Ce film d’animation touffu, sombre et inventif se complait dans le malheur, mais caractérise ses personnages avec tant de douceur et d’originalité qu’il ne peut naître de Mémoires d’un escargot qu’une immense tendresse. Malgré l’avalanche de drames traversés par son héroïne, ce film in extremis lumineux offre un autel aux marginaux, aux solitaires, aux âmes perdues.
Depuis une vingtaine d’années, et surtout depuis le succès de Mary et Max (2009), le réalisateur australien Adam Elliot peuple le cinéma d’animation de personnages laissés-pour-compte pour lesquels il bâtit un monde réconfortant leur bizarrerie. Ses films baignent dans une semi-obscurité, où on entre dans des habitats biscornus. Ce goût pour l’étrangeté et l’anticonformiste fait écho à l’univers baroque de Jan Švankmajer (regardez par exemple sur Internet des extraits d’Alice, sorti en 1988), ou, dans une veine plus populaire, aux films de Caro-Jeunet (Delicatessen, La Cité des enfants perdus, les deux avec Dominique Pinon dont on retrouve la voix dans le film d’Elliot), ou aux films gothiques de Tim Burton.
Dans Mémoires d’un escargot, tout commence par une mort. Puis tout s’enchaîne par une série de morts. Grace, jeune adulte introvertie, se plonge dans ses douloureux souvenirs au moment de disperser les cendres de son amie Petit-Doigt, une grand-mère fantasque. Elle se remémore son enfance, marquée par le harcèlement scolaire, l’alcoolisme de son père, et, traumatisme majeur, la séparation avec son frère jumeau, envoyé dans une famille d’accueil de religieux sectaires.
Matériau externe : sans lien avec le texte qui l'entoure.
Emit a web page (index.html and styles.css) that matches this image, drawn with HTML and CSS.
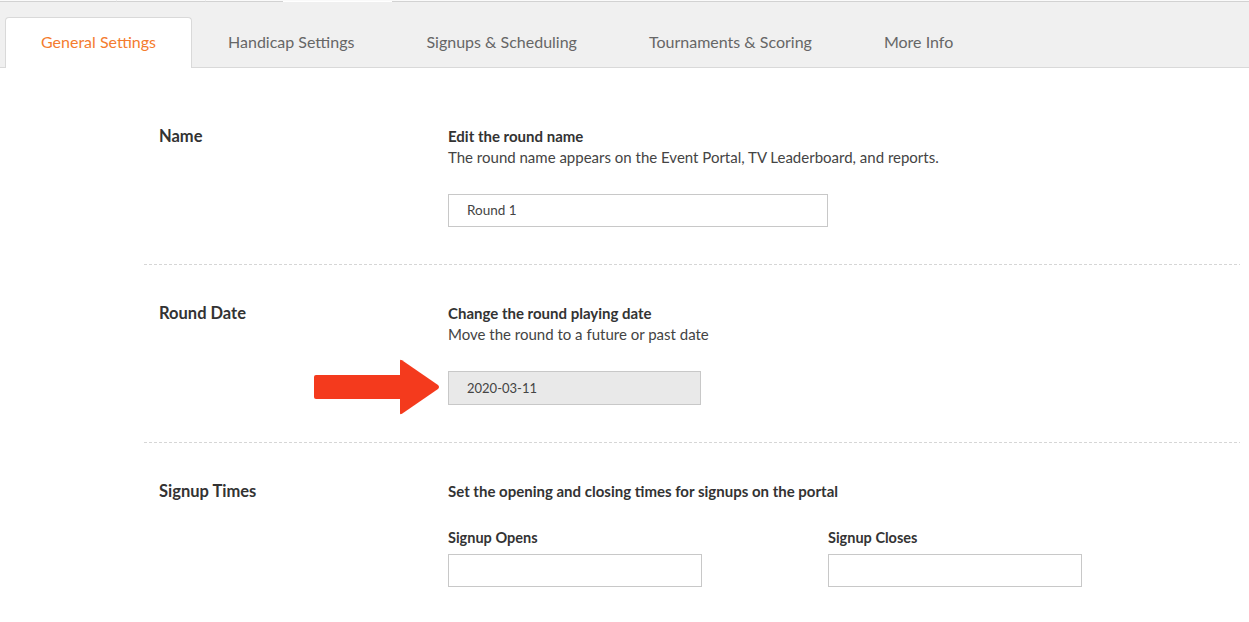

Acculée par tant de souffrances, Grace se met à accumuler les objets ayant de près ou de loin un rapport avec les escargots, animal-totem qui, comme elle, aime rester dans sa coquille… Quand sortira-t-elle de la sienne ?
Dès le premier quart d’heure, on devine le principal souci du scénario de Mémoires d’un escargot, représenté symboliquement par les lubies de Grace : l’accumulation. Le récit est construit comme une suite de saynètes, liées par la chronologie linéaire et par la voix de Grace, mais l’ensemble manque de tension globale. Arrive cette série de drames, nouvelle accumulation qui tient presque au grotesque. Grace perd systématiquement les êtres qui lui accordent un peu de bonheur, tout s’acharne sur elle, on frôlerait la cruauté masochiste (était-il nécessaire que le seul homme qui lui accorde de l’affection se révèle un pervers voulant la rendre obèse pour prendre des photos intimes de sa graisse ?). Les souvenirs se succèdent avec leur lot de traumatismes, sans que jamais, la lumière ne semble affleurer, le tout baigné dans un camaïeu de boue des plus réjouissants.
Cependant, le film résiste dans le même temps à cette accumulation tire-larmes en choisissant avec élégance l’humour (certes, souvent très noir). Discrètement, les enfants lisent du Kafka et nomment leur escargot Sylvia d’après la poète Sylvia Plath, spécialiste de la dépression. Un personnage perd son job pour cause de masturbation excessive sur son lieu de travail (rappel que le film est déconseillé au jeune public).
Si les personnages acceptent la douleur et apparaissent fréquemment les yeux humides, ils prennent aussi le parti du rire et de la colère. Car bout dans ses petits personnages malheureux un profond sentiment d’injustice. Le film devient un apprentissage de la rébellion. Se morfondre dans la tristesse est la réaction la plus simple, quelque part la plus confortable, mais on doit exiger autre chose de la vie. (Curieux message quand une séquence en pièces démonte en pièce le développement personnel, mais passons.)
Dans cet océan de chagrins, le film s’appuie sur la sincère empathie qu’on ne peut qu’éprouver envers Grace. Non content de l’affubler d’un handicap physique et d’une pathologie sévère (le syndrome de Diogène), le film nous oblige à espérer le meilleur pour ce petit être à la coquille cabossée. Et il faut bien avouer qu’à l’image des personnages, nos larmes affleurent souvent. Mémoires d’un escargot fourmille de petites histoires donnait chair à ses personnages, les dotant d’une foule d’émotions complexes, de fragments de mémoire. L’accumulation devient alors un programme de vie, et même, peut-être, une définition de la vie.